An international agency called ICANN allocates blocks of addresses to a regional Internet registry, in this case ARIN, which represents North America. Each such block is a “/8” block — 209.0.0.0/8 in this example. ARIN allocates addresses within this block to organizations. In this case, they may have given AT&T all addresses of the form 209.65.0.0/16, who ther divvies their range of addresses among customers, such as Hendrix College. Thus, Hendrix College ends up receiving the 209.65.56.0/22 block, and Hendrix's IT department decides to dedicate a subrange of that — 209.65.57.0/26 — to the computer science network. The network administrator decides how to assign addresses within that block to individual computers such as ozark.

For a particular domain name, an authoritative nameserver is the DNS server that is the official authority on the host names and subdomain nameservers for that domain. This distinguishes it from a caching name server, which caches local copies of hostnames and domain as retrieved from other DNS servers so that local hosts can query the caching name server rather than find this information for themselves.

Reverse DNS takes a query including an IP address, and it determines which hostname corresponds to that address. For example, given 209.65.57.4, reverse DNS would find the hostname ozark.cs.hendrix.edu.

A port number, allocated uniquely on the computer for each program running, allows a sender to identify the particular program on the destination computer that should receive the message.

• TCP involves opening a “connection” between two computers, which is unnecessary overhead when there is no extended communication between the two endpoints, particularly when a server anticipates responding to requests at a high frequency. (This is why DNS usually uses UDP.)

• In some applications, a packet's data is useless if it does not arrive to the destination the first time. This could be true for voice-over-IP (voIP) applications, where an audio snippet should be played upon receipt. Stock market quotations are another application where only the most up-to-date information is useful.

Because packets sometimes arrive out of order, or arrive multiple times, or never arrive at all, the receiving computer needs some way of identifying each packet sent. The sequence number allows the receiving computer to know where each packet lies in the overall sequence of packets sent by the sender.

When the connection is first established, or when a packet times out due to no acknowledgement received, the window size goes to one packet. If that packet is sent and acknowledged, the window size is doubled to two packets. If both are sent and acknowledged, the window size doubles again to four packets. Until it reaches a threshold, it continues doubling the window size as the current window is found to be adequate.

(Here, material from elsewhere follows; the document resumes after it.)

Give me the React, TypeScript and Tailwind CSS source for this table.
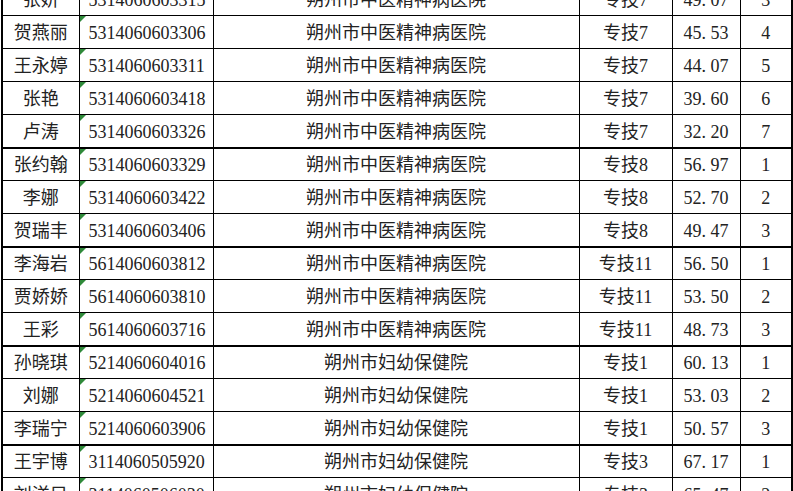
const TCM = "朔州市中医精神病医院";
const MCH = "朔州市妇幼保健院";

type Row = {
  name: string;
  id: string;
  org: string;
  post: string;
  score: string;
  rank: number;
  groupEnd?: boolean;
};

const rows: Row[] = [
  { name: "张妍", id: "5314060603315", org: TCM, post: "专技7", score: "49.07", rank: 3 },
  { name: "贺燕丽", id: "5314060603306", org: TCM, post: "专技7", score: "45.53", rank: 4 },
  { name: "王永婷", id: "5314060603311", org: TCM, post: "专技7", score: "44.07", rank: 5 },
  { name: "张艳", id: "5314060603418", org: TCM, post: "专技7", score: "39.60", rank: 6 },
  { name: "卢涛", id: "5314060603326", org: TCM, post: "专技7", score: "32.20", rank: 7, groupEnd: true },
  { name: "张约翰", id: "5314060603329", org: TCM, post: "专技8", score: "56.97", rank: 1 },
  { name: "李娜", id: "5314060603422", org: TCM, post: "专技8", score: "52.70", rank: 2 },
  { name: "贺瑞丰", id: "5314060603406", org: TCM, post: "专技8", score: "49.47", rank: 3, groupEnd: true },
  { name: "李海岩", id: "5614060603812", org: TCM, post: "专技11", score: "56.50", rank: 1 },
  { name: "贾娇娇", id: "5614060603810", org: TCM, post: "专技11", score: "53.50", rank: 2 },
  { name: "王彩", id: "5614060603716", org: TCM, post: "专技11", score: "48.73", rank: 3, groupEnd: true },
  { name: "孙晓琪", id: "5214060604016", org: MCH, post: "专技1", score: "60.13", rank: 1 },
  { name: "刘娜", id: "5214060604521", org: MCH, post: "专技1", score: "53.03", rank: 2 },
  { name: "李瑞宁", id: "5214060603906", org: MCH, post: "专技1", score: "50.57", rank: 3, groupEnd: true },
  { name: "王宇博", id: "3114060505920", org: MCH, post: "专技3", score: "67.17", rank: 1 },
  { name: "刘洋目", id: "3114060506030", org: MCH, post: "专技3", score: "65.47", rank: 2 },
];

// SimSun-style score: the period takes a full half-width cell
function Score({ value }: { value: string }) {
  const [a, b] = value.split(".");
  return (
    <span>
      {a}
      <span className="inline-block w-[9px] text-left">.</span>
      {b}
    </span>
  );
}

export default function App() {
  const cell = "border border-black h-[33px] p-0 pt-[2px] align-middle";
  return (
    <div className="w-[793px] h-[491px] overflow-hidden bg-white">
      <table
        className="table-fixed border-collapse mt-[-18px] ml-px text-[18px] leading-none text-[#222] font-['Liberation_Serif','Noto_Sans_CJK_SC',serif]"
        style={{ width: 790 }}
      >
        <colgroup>
          <col className="w-[77px]" />
          <col className="w-[134px]" />
          <col className="w-[366px]" />
          <col className="w-[93px]" />
          <col className="w-[68px]" />
          <col className="w-[52px]" />
        </colgroup>
        <tbody>
          {rows.map((r) => {
            const b = r.groupEnd ? "border-b-2" : "";
            return (
              <tr key={r.id}>
                <td className={`${cell} ${b} border-l-2 text-center`}>{r.name}</td>
                <td className={`${cell} ${b} relative pl-[9px] text-left`}>
                  <span className="absolute left-0 top-0 w-0 h-0 border-t-[6px] border-t-[#2f8a3a] border-r-[6px] border-r-transparent" />
                  {r.id}
                </td>
                <td className={`${cell} ${b} text-center`}>{r.org}</td>
                <td className={`${cell} ${b} text-center`}>{r.post}</td>
                <td className={`${cell} ${b} text-center`}>
                  <Score value={r.score} />
                </td>
                <td className={`${cell} ${b} border-r-2 text-center`}>{r.rank}</td>
              </tr>
            );
          })}
        </tbody>
      </table>
    </div>
  );
}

First we compute how many packets can be delivered per second: 48 × 10⁶ (bits/s) / (8,000 bits/packet) = 6 × 10³ packets/s. From this we can compute how many packets can be delivered during the round-trip time between the two hosts: (6 × 10³ packets/s) × (20 × 10⁻³ s) = 120 packets.

If the sender has sent several packets in the window and receives three acknowledgements in a row with the same acknowledgement number, it concludes that the first unacknowledged packet was not delivered (but at least two subsequent packets were), and so it retransmits that packet withut waiting for a timeout. This allows for faster identification of lost packets and avoids setting the window size back to 1.

Initially, it assumes a relatively large amount of time — often a few seconds. But as we send packets, we track when they are sent, and upon receiving an acknowledgement, we update our estimate of the average time for an acknowledgment. We also maintain an estimate of the “deviation” — the typical difference between average time and the actual time. The timeout is then computed as the average time plus four deviations.

If host A always started from 0, then when it communicated with B, another malicious host C could easily guess the current sequence number and send its own packets to B, though labeled as coming from A, and B could not distinguish the genuine packet from A from the spoofed packet. Starting with a random sequence number makes C's job much more difficult.

• The traditional technique involves a system call each time we want to read more bytes, and system calls are themselves relatively slow. Memory-mapped I/O does not require system calls.
• The traditional technique copies data from the operating system's memory into the user process's buffer, and the copying takes time. By contrast, memory-mapped I/O can be implemented so that the program is directly accessing the OS memory for representing the file.
• Memory-mapped I/O is quite a bit simpler when the program jumps around the file; in the traditional technique, each jump has a system call of its own, called a seek.
• Two processes can open up the same memory-mapped file, and any changes by one process would be seen immediately by the other. This provides a way that processes can have shared-memory concurrency, even though the processes themselves actually have distinct addresses spaces.